_Exercise description_
Write out the entire listing below exactly as it appears, minus any pictures.

>> BEGIN Data provided

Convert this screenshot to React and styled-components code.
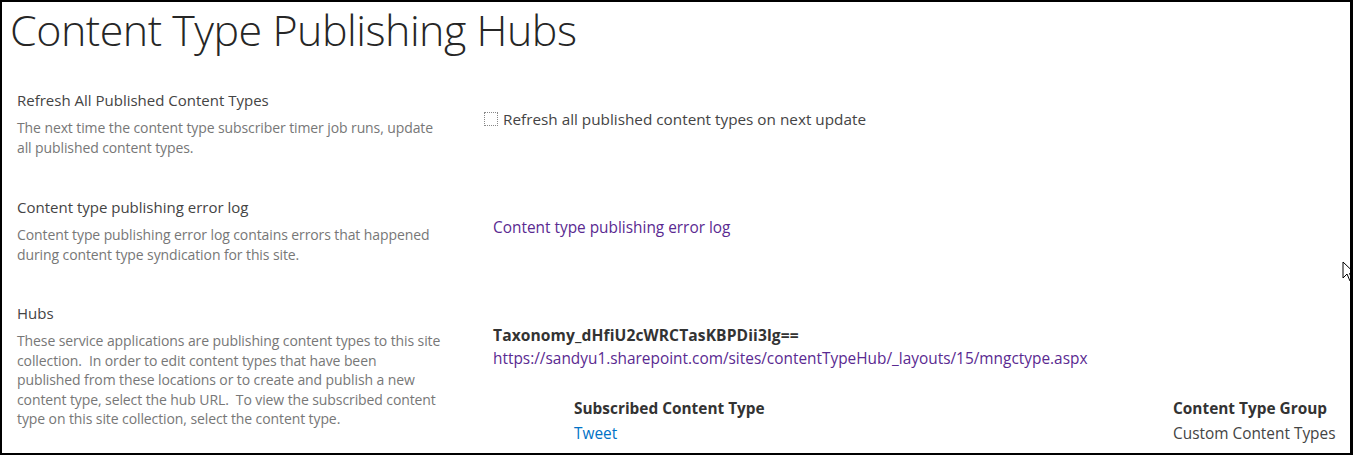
import React from 'react';
import styled, { createGlobalStyle } from 'styled-components';

const GlobalStyle = createGlobalStyle`
  html, body {
    margin: 0;
    padding: 0;
    background: #fff;
  }
  body {
    font-family: "Open Sans", "Liberation Sans", sans-serif;
    color: #444;
  }
`;

const SECTIONS = [
  {
    title: 'Refresh All Published Content Types',
    description: [
      'The next time the content type subscriber timer job runs, update',
      'all published content types.',
    ],
    kind: 'refresh',
  },
  {
    title: 'Content type publishing error log',
    description: [
      'Content type publishing error log contains errors that happened',
      'during content type syndication for this site.',
    ],
    kind: 'log',
  },
  {
    title: 'Hubs',
    description: [
      'These service applications are publishing content types to this site',
      'collection.\u00a0 In order to edit content types that have been',
      'published from these locations or to create and publish a new',
      'content type, select the hub URL.\u00a0 To view the subscribed content',
      'type on this site collection, select the content type.',
    ],
    kind: 'hubs',
  },
];

export default function App() {
  return (
    <>
      <GlobalStyle />
      <Frame>
        <PageTitle>Content Type Publishing Hubs</PageTitle>
        <Sections>
          {SECTIONS.map(section => (
            <Section key={section.kind} kind={section.kind}>
              <Info>
                <SectionTitle>{section.title}</SectionTitle>
                <Description>
                  {section.description.map(line => (
                    <div key={line}>{line}</div>
                  ))}
                </Description>
              </Info>
              <Control kind={section.kind}>{renderControl(section.kind)}</Control>
            </Section>
          ))}
        </Sections>
        <Cursor width="14" height="22" viewBox="0 0 14 22">
          <path
            d="M1 1 L1 17 L5 13 L8 20 L10.5 19 L7.5 12.5 L13 12.5 Z"
            fill="#fff"
            stroke="#000"
            strokeWidth="1"
            strokeLinejoin="miter"
          />
        </Cursor>
      </Frame>
    </>
  );
}

function renderControl(kind) {
  if (kind === 'refresh') {
    return (
      <CheckRow>
        <Checkbox />
        <span>Refresh all published content types on next update</span>
      </CheckRow>
    );
  }
  if (kind === 'log') {
    return <VisitedLink href="#">Content type publishing error log</VisitedLink>;
  }
  return (
    <Hub>
      <HubName>Taxonomy_dHfiU2cWRCTasKBPDii3lg==</HubName>
      <VisitedLink href="#">
        https://sandyu1.sharepoint.com/sites/contentTypeHub/_layouts/15/mngctype.aspx
      </VisitedLink>
      <HubTable>
        <HeadCell>Subscribed Content Type</HeadCell>
        <HeadCell>Content Type Group</HeadCell>
        <Cell>
          <TypeLink href="#">Tweet</TypeLink>
        </Cell>
        <Cell>Custom Content Types</Cell>
      </HubTable>
    </Hub>
  );
}

const Frame = styled.div`
  position: relative;
  width: 1353px;
  height: 455px;
  box-sizing: border-box;
  border: 2px solid #000;
  border-right-width: 3px;
  overflow: hidden;
`;

const PageTitle = styled.h1`
  margin: 0;
  padding: 0 0 0 8px;
  font-family: "Open Sans", sans-serif;
  font-weight: 300;
  font-size: 43px;
  line-height: 56px;
  color: #262626;
  letter-spacing: -0.5px;
`;

const Sections = styled.div`
  display: flex;
  flex-direction: column;
  padding: 32px 0 0 15px;
`;

const Section = styled.div`
  display: grid;
  grid-template-columns: 466px 1fr;
  min-height: ${props => (props.kind === 'hubs' ? 150 : 107)}px;
  &:nth-child(2) {
    min-height: 106px;
  }
`;

const Info = styled.div`
  display: flex;
  flex-direction: column;
  gap: 8px;
`;

const SectionTitle = styled.div`
  font-size: 15px;
  line-height: 20px;
  color: #444;
`;

const Description = styled.div`
  font-size: 14px;
  line-height: 19.6px;
  color: #777;
  letter-spacing: -0.1px;
`;

const Control = styled.div`
  padding-top: ${props =>
    props.kind === 'refresh' ? 19 : props.kind === 'log' ? 21 : 22}px;
  padding-left: ${props => (props.kind === 'refresh' ? 0 : 10)}px;
  font-size: 15.4px;
  line-height: 20px;
`;

const CheckRow = styled.label`
  display: flex;
  align-items: center;
  gap: 5px;
  color: #444;
  font-size: 15.3px;
`;

const Checkbox = styled.span`
  display: inline-block;
  width: 14px;
  height: 14px;
  border: 1px dotted #888;
  box-sizing: border-box;
  margin-left: 1px;
`;

const VisitedLink = styled.a`
  color: #5a2a91;
  text-decoration: none;
`;

const Hub = styled.div`
  display: flex;
  flex-direction: column;
  gap: 4px;
`;

const HubName = styled.div`
  font-weight: 700;
  font-size: 15.6px;
  color: #333;
  letter-spacing: 0.1px;
`;

const HubTable = styled.div`
  display: grid;
  grid-template-columns: 599px auto;
  row-gap: 5px;
  margin: 26px 0 0 81px;
`;

const HeadCell = styled.div`
  font-weight: 700;
  font-size: 15.4px;
  color: #333;
`;

const Cell = styled.div`
  color: #444;
  font-size: 15.4px;
`;

const TypeLink = styled.a`
  color: #0072c6;
  text-decoration: none;
`;

const Cursor = styled.svg`
  position: absolute;
  left: 1340px;
  top: 259px;
`;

>> END Data provided

_Answer below_
Convert this screenshot to React and styled-components code.
import React from 'react';
import styled, { createGlobalStyle } from 'styled-components';

const GlobalStyle = createGlobalStyle`
  html, body {
    margin: 0;
    padding: 0;
    background: #fff;
  }
  body {
    font-family: "Open Sans", "Liberation Sans", sans-serif;
    color: #444;
  }
`;

const SECTIONS = [
  {
    title: 'Refresh All Published Content Types',
    description: [
      'The next time the content type subscriber timer job runs, update',
      'all published content types.',
    ],
    kind: 'refresh',
  },
  {
    title: 'Content type publishing error log',
    description: [
      'Content type publishing error log contains errors that happened',
      'during content type syndication for this site.',
    ],
    kind: 'log',
  },
  {
    title: 'Hubs',
    description: [
      'These service applications are publishing content types to this site',
      'collection.\u00a0 In order to edit content types that have been',
      'published from these locations or to create and publish a new',
      'content type, select the hub URL.\u00a0 To view the subscribed content',
      'type on this site collection, select the content type.',
    ],
    kind: 'hubs',
  },
];

export default function App() {
  return (
    <>
      <GlobalStyle />
      <Frame>
        <PageTitle>Content Type Publishing Hubs</PageTitle>
        <Sections>
          {SECTIONS.map(section => (
            <Section key={section.kind} kind={section.kind}>
              <Info>
                <SectionTitle>{section.title}</SectionTitle>
                <Description>
                  {section.description.map(line => (
                    <div key={line}>{line}</div>
                  ))}
                </Description>
              </Info>
              <Control kind={section.kind}>{renderControl(section.kind)}</Control>
            </Section>
          ))}
        </Sections>
        <Cursor width="14" height="22" viewBox="0 0 14 22">
          <path
            d="M1 1 L1 17 L5 13 L8 20 L10.5 19 L7.5 12.5 L13 12.5 Z"
            fill="#fff"
            stroke="#000"
            strokeWidth="1"
            strokeLinejoin="miter"
          />
        </Cursor>
      </Frame>
    </>
  );
}

function renderControl(kind) {
  if (kind === 'refresh') {
    return (
      <CheckRow>
        <Checkbox />
        <span>Refresh all published content types on next update</span>
      </CheckRow>
    );
  }
  if (kind === 'log') {
    return <VisitedLink href="#">Content type publishing error log</VisitedLink>;
  }
  return (
    <Hub>
      <HubName>Taxonomy_dHfiU2cWRCTasKBPDii3lg==</HubName>
      <VisitedLink href="#">
        https://sandyu1.sharepoint.com/sites/contentTypeHub/_layouts/15/mngctype.aspx
      </VisitedLink>
      <HubTable>
        <HeadCell>Subscribed Content Type</HeadCell>
        <HeadCell>Content Type Group</HeadCell>
        <Cell>
          <TypeLink href="#">Tweet</TypeLink>
        </Cell>
        <Cell>Custom Content Types</Cell>
      </HubTable>
    </Hub>
  );
}

const Frame = styled.div`
  position: relative;
  width: 1353px;
  height: 455px;
  box-sizing: border-box;
  border: 2px solid #000;
  border-right-width: 3px;
  overflow: hidden;
`;

const PageTitle = styled.h1`
  margin: 0;
  padding: 0 0 0 8px;
  font-family: "Open Sans", sans-serif;
  font-weight: 300;
  font-size: 43px;
  line-height: 56px;
  color: #262626;
  letter-spacing: -0.5px;
`;

const Sections = styled.div`
  display: flex;
  flex-direction: column;
  padding: 32px 0 0 15px;
`;

const Section = styled.div`
  display: grid;
  grid-template-columns: 466px 1fr;
  min-height: ${props => (props.kind === 'hubs' ? 150 : 107)}px;
  &:nth-child(2) {
    min-height: 106px;
  }
`;

const Info = styled.div`
  display: flex;
  flex-direction: column;
  gap: 8px;
`;

const SectionTitle = styled.div`
  font-size: 15px;
  line-height: 20px;
  color: #444;
`;

const Description = styled.div`
  font-size: 14px;
  line-height: 19.6px;
  color: #777;
  letter-spacing: -0.1px;
`;

const Control = styled.div`
  padding-top: ${props =>
    props.kind === 'refresh' ? 19 : props.kind === 'log' ? 21 : 22}px;
  padding-left: ${props => (props.kind === 'refresh' ? 0 : 10)}px;
  font-size: 15.4px;
  line-height: 20px;
`;

const CheckRow = styled.label`
  display: flex;
  align-items: center;
  gap: 5px;
  color: #444;
  font-size: 15.3px;
`;

const Checkbox = styled.span`
  display: inline-block;
  width: 14px;
  height: 14px;
  border: 1px dotted #888;
  box-sizing: border-box;
  margin-left: 1px;
`;

const VisitedLink = styled.a`
  color: #5a2a91;
  text-decoration: none;
`;

const Hub = styled.div`
  display: flex;
  flex-direction: column;
  gap: 4px;
`;

const HubName = styled.div`
  font-weight: 700;
  font-size: 15.6px;
  color: #333;
  letter-spacing: 0.1px;
`;

const HubTable = styled.div`
  display: grid;
  grid-template-columns: 599px auto;
  row-gap: 5px;
  margin: 26px 0 0 81px;
`;

const HeadCell = styled.div`
  font-weight: 700;
  font-size: 15.4px;
  color: #333;
`;

const Cell = styled.div`
  color: #444;
  font-size: 15.4px;
`;

const TypeLink = styled.a`
  color: #0072c6;
  text-decoration: none;
`;

const Cursor = styled.svg`
  position: absolute;
  left: 1340px;
  top: 259px;
`;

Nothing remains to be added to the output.